Have you made any memorable cultural/business faux pas?

Probably — and I never even knew it!

What’s your most memorable travel tale or memory?

Spending the night at Sheremtyevo Airport (Moscow). This was in 1990, when things were still pretty primitive. I had passed through passport control, so when they announced that the evening flight was delayed till the morning, it was too “complicated” to go back out. Besides, there was no real place to go, and no assurance that the flight wouldn’t suddenly leave (for Budapest) at 3 a.m. So I was one of the lucky ones; I found a couple of cardboard boxes to lie in, which really cut the draft.

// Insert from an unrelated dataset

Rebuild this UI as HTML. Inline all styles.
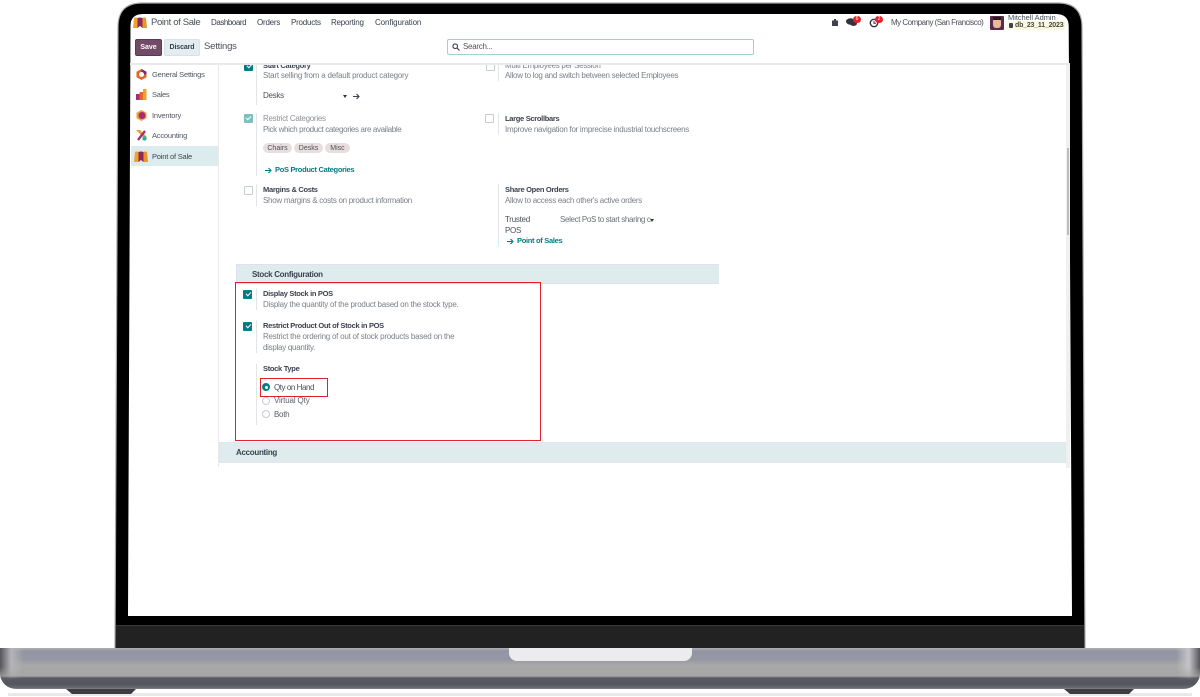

Now, whenever I pass through that airport (about every other month), I feel a certain proprietary familiarity. I spent the night here. There are still a lot of people who do, especially on flights to Africa and Asia that are sometimes delayed for days. You can find whole families living on the upper level (where I slept), with clothes they’ve washed in the washrooms hanging on the railings. Every once in a while there’s a meal served; it always looks the same: mystery meat with gravy and brown bread.

Then there was the time I flew from Budapest to Bucharest on Tarom, the Romanian airline. It made an unscheduled stop somewhere in the dark; I still don’t know where it was, but basically it looked like a single house with a porch light next to an abandoned airfield. As we took off again in our Antonov-24, the engine right outside my window caught fire. Should I stay in the place with the porch and the light, or should I risk it? I stayed … and here I am. But it was exciting for quite a while!

Then there was the time I traveled through the Ukraine in May and when it wasn’t raining, it snowed. We took overnight trains from Moscow to Kiev, from Kiev to Mikolaev and then back to Kiev. For three days I didn’t take off any clothes, it was so cold. I just kept the same things on to go
to bed. (Fortunately, I wasn’t sweating!)

What would you most like on an airplane?

A reliable source of power so I don’t need to rely on my battery. If I had that right now, my answers to all the above might be longer!